## What the task requires
Restate the entire listing word for word.

## Dataset extract
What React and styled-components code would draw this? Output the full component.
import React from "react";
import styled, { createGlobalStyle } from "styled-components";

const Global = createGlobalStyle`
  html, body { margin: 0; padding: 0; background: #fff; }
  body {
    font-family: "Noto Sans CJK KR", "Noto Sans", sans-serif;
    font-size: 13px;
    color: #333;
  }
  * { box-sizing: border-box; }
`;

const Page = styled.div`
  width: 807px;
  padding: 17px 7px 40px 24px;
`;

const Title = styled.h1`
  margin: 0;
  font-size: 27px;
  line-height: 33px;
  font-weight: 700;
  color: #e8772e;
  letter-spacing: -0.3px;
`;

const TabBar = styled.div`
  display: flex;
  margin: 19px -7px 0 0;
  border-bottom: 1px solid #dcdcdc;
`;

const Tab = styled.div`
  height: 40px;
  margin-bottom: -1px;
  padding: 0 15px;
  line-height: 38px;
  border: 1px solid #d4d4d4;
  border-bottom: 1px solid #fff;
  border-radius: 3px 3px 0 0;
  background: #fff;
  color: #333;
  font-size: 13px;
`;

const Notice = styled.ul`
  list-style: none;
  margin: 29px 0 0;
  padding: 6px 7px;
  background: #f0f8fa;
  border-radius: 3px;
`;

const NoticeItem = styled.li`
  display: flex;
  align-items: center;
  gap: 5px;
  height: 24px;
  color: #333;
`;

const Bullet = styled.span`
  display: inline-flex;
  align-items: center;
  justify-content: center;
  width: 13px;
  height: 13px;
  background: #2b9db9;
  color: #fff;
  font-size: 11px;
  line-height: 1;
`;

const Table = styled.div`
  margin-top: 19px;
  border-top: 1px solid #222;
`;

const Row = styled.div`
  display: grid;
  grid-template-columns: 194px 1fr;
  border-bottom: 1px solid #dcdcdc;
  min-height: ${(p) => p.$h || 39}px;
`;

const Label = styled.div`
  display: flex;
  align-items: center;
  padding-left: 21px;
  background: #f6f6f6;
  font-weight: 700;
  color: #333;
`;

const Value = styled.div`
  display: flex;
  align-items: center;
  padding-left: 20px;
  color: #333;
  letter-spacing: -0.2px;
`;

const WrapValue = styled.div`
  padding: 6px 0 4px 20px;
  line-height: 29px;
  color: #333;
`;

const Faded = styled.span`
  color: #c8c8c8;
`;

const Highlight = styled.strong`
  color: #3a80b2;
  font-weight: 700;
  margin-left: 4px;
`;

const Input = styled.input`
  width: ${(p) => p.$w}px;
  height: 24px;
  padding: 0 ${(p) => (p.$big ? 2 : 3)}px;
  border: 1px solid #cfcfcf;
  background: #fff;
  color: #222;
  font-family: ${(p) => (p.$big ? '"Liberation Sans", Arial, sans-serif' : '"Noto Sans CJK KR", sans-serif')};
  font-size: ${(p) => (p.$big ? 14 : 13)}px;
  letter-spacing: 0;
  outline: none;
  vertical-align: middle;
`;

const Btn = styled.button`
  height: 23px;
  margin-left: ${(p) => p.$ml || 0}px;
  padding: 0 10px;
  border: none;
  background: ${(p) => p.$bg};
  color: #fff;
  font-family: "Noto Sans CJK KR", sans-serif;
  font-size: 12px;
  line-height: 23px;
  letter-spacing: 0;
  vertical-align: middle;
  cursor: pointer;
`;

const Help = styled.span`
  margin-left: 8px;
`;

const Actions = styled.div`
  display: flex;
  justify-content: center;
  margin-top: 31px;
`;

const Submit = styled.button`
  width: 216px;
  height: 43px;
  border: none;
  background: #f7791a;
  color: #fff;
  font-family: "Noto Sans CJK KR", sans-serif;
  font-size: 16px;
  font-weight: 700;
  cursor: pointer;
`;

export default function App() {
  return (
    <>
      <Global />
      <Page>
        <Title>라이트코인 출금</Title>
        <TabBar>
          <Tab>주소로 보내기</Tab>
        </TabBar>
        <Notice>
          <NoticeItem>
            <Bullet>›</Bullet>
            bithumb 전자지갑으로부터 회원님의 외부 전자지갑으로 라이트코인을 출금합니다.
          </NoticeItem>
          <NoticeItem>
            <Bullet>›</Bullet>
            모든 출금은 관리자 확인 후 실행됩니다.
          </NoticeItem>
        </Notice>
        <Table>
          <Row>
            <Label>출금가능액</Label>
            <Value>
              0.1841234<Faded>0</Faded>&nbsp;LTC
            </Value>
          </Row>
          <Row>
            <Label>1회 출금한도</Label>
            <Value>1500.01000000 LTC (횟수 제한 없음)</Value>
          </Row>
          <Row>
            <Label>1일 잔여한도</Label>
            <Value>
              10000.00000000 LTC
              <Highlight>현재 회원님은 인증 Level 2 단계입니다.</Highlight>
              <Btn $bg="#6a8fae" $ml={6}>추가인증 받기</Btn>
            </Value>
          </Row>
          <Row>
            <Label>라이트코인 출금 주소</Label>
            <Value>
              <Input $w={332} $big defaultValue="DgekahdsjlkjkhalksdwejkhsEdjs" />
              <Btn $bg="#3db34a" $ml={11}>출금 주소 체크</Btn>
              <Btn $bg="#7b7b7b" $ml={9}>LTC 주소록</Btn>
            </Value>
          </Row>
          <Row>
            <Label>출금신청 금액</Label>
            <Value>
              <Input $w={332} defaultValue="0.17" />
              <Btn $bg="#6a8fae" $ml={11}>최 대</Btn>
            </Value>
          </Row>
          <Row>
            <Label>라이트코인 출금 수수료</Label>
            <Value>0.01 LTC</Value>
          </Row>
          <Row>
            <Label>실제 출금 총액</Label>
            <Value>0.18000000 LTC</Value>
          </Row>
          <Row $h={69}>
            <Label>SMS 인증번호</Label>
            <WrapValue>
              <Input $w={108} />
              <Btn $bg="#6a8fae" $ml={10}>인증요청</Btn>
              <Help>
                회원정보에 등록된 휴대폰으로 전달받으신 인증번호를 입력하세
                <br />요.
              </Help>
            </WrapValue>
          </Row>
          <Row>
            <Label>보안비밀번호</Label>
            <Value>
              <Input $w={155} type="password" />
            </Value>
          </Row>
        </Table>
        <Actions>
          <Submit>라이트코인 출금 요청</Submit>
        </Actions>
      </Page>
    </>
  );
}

## The reply
What React and styled-components code would draw this? Output the full component.
import React from "react";
import styled, { createGlobalStyle } from "styled-components";

const Global = createGlobalStyle`
  html, body { margin: 0; padding: 0; background: #fff; }
  body {
    font-family: "Noto Sans CJK KR", "Noto Sans", sans-serif;
    font-size: 13px;
    color: #333;
  }
  * { box-sizing: border-box; }
`;

const Page = styled.div`
  width: 807px;
  padding: 17px 7px 40px 24px;
`;

const Title = styled.h1`
  margin: 0;
  font-size: 27px;
  line-height: 33px;
  font-weight: 700;
  color: #e8772e;
  letter-spacing: -0.3px;
`;

const TabBar = styled.div`
  display: flex;
  margin: 19px -7px 0 0;
  border-bottom: 1px solid #dcdcdc;
`;

const Tab = styled.div`
  height: 40px;
  margin-bottom: -1px;
  padding: 0 15px;
  line-height: 38px;
  border: 1px solid #d4d4d4;
  border-bottom: 1px solid #fff;
  border-radius: 3px 3px 0 0;
  background: #fff;
  color: #333;
  font-size: 13px;
`;

const Notice = styled.ul`
  list-style: none;
  margin: 29px 0 0;
  padding: 6px 7px;
  background: #f0f8fa;
  border-radius: 3px;
`;

const NoticeItem = styled.li`
  display: flex;
  align-items: center;
  gap: 5px;
  height: 24px;
  color: #333;
`;

const Bullet = styled.span`
  display: inline-flex;
  align-items: center;
  justify-content: center;
  width: 13px;
  height: 13px;
  background: #2b9db9;
  color: #fff;
  font-size: 11px;
  line-height: 1;
`;

const Table = styled.div`
  margin-top: 19px;
  border-top: 1px solid #222;
`;

const Row = styled.div`
  display: grid;
  grid-template-columns: 194px 1fr;
  border-bottom: 1px solid #dcdcdc;
  min-height: ${(p) => p.$h || 39}px;
`;

const Label = styled.div`
  display: flex;
  align-items: center;
  padding-left: 21px;
  background: #f6f6f6;
  font-weight: 700;
  color: #333;
`;

const Value = styled.div`
  display: flex;
  align-items: center;
  padding-left: 20px;
  color: #333;
  letter-spacing: -0.2px;
`;

const WrapValue = styled.div`
  padding: 6px 0 4px 20px;
  line-height: 29px;
  color: #333;
`;

const Faded = styled.span`
  color: #c8c8c8;
`;

const Highlight = styled.strong`
  color: #3a80b2;
  font-weight: 700;
  margin-left: 4px;
`;

const Input = styled.input`
  width: ${(p) => p.$w}px;
  height: 24px;
  padding: 0 ${(p) => (p.$big ? 2 : 3)}px;
  border: 1px solid #cfcfcf;
  background: #fff;
  color: #222;
  font-family: ${(p) => (p.$big ? '"Liberation Sans", Arial, sans-serif' : '"Noto Sans CJK KR", sans-serif')};
  font-size: ${(p) => (p.$big ? 14 : 13)}px;
  letter-spacing: 0;
  outline: none;
  vertical-align: middle;
`;

const Btn = styled.button`
  height: 23px;
  margin-left: ${(p) => p.$ml || 0}px;
  padding: 0 10px;
  border: none;
  background: ${(p) => p.$bg};
  color: #fff;
  font-family: "Noto Sans CJK KR", sans-serif;
  font-size: 12px;
  line-height: 23px;
  letter-spacing: 0;
  vertical-align: middle;
  cursor: pointer;
`;

const Help = styled.span`
  margin-left: 8px;
`;

const Actions = styled.div`
  display: flex;
  justify-content: center;
  margin-top: 31px;
`;

const Submit = styled.button`
  width: 216px;
  height: 43px;
  border: none;
  background: #f7791a;
  color: #fff;
  font-family: "Noto Sans CJK KR", sans-serif;
  font-size: 16px;
  font-weight: 700;
  cursor: pointer;
`;

export default function App() {
  return (
    <>
      <Global />
      <Page>
        <Title>라이트코인 출금</Title>
        <TabBar>
          <Tab>주소로 보내기</Tab>
        </TabBar>
        <Notice>
          <NoticeItem>
            <Bullet>›</Bullet>
            bithumb 전자지갑으로부터 회원님의 외부 전자지갑으로 라이트코인을 출금합니다.
          </NoticeItem>
          <NoticeItem>
            <Bullet>›</Bullet>
            모든 출금은 관리자 확인 후 실행됩니다.
          </NoticeItem>
        </Notice>
        <Table>
          <Row>
            <Label>출금가능액</Label>
            <Value>
              0.1841234<Faded>0</Faded>&nbsp;LTC
            </Value>
          </Row>
          <Row>
            <Label>1회 출금한도</Label>
            <Value>1500.01000000 LTC (횟수 제한 없음)</Value>
          </Row>
          <Row>
            <Label>1일 잔여한도</Label>
            <Value>
              10000.00000000 LTC
              <Highlight>현재 회원님은 인증 Level 2 단계입니다.</Highlight>
              <Btn $bg="#6a8fae" $ml={6}>추가인증 받기</Btn>
            </Value>
          </Row>
          <Row>
            <Label>라이트코인 출금 주소</Label>
            <Value>
              <Input $w={332} $big defaultValue="DgekahdsjlkjkhalksdwejkhsEdjs" />
              <Btn $bg="#3db34a" $ml={11}>출금 주소 체크</Btn>
              <Btn $bg="#7b7b7b" $ml={9}>LTC 주소록</Btn>
            </Value>
          </Row>
          <Row>
            <Label>출금신청 금액</Label>
            <Value>
              <Input $w={332} defaultValue="0.17" />
              <Btn $bg="#6a8fae" $ml={11}>최 대</Btn>
            </Value>
          </Row>
          <Row>
            <Label>라이트코인 출금 수수료</Label>
            <Value>0.01 LTC</Value>
          </Row>
          <Row>
            <Label>실제 출금 총액</Label>
            <Value>0.18000000 LTC</Value>
          </Row>
          <Row $h={69}>
            <Label>SMS 인증번호</Label>
            <WrapValue>
              <Input $w={108} />
              <Btn $bg="#6a8fae" $ml={10}>인증요청</Btn>
              <Help>
                회원정보에 등록된 휴대폰으로 전달받으신 인증번호를 입력하세
                <br />요.
              </Help>
            </WrapValue>
          </Row>
          <Row>
            <Label>보안비밀번호</Label>
            <Value>
              <Input $w={155} type="password" />
            </Value>
          </Row>
        </Table>
        <Actions>
          <Submit>라이트코인 출금 요청</Submit>
        </Actions>
      </Page>
    </>
  );
}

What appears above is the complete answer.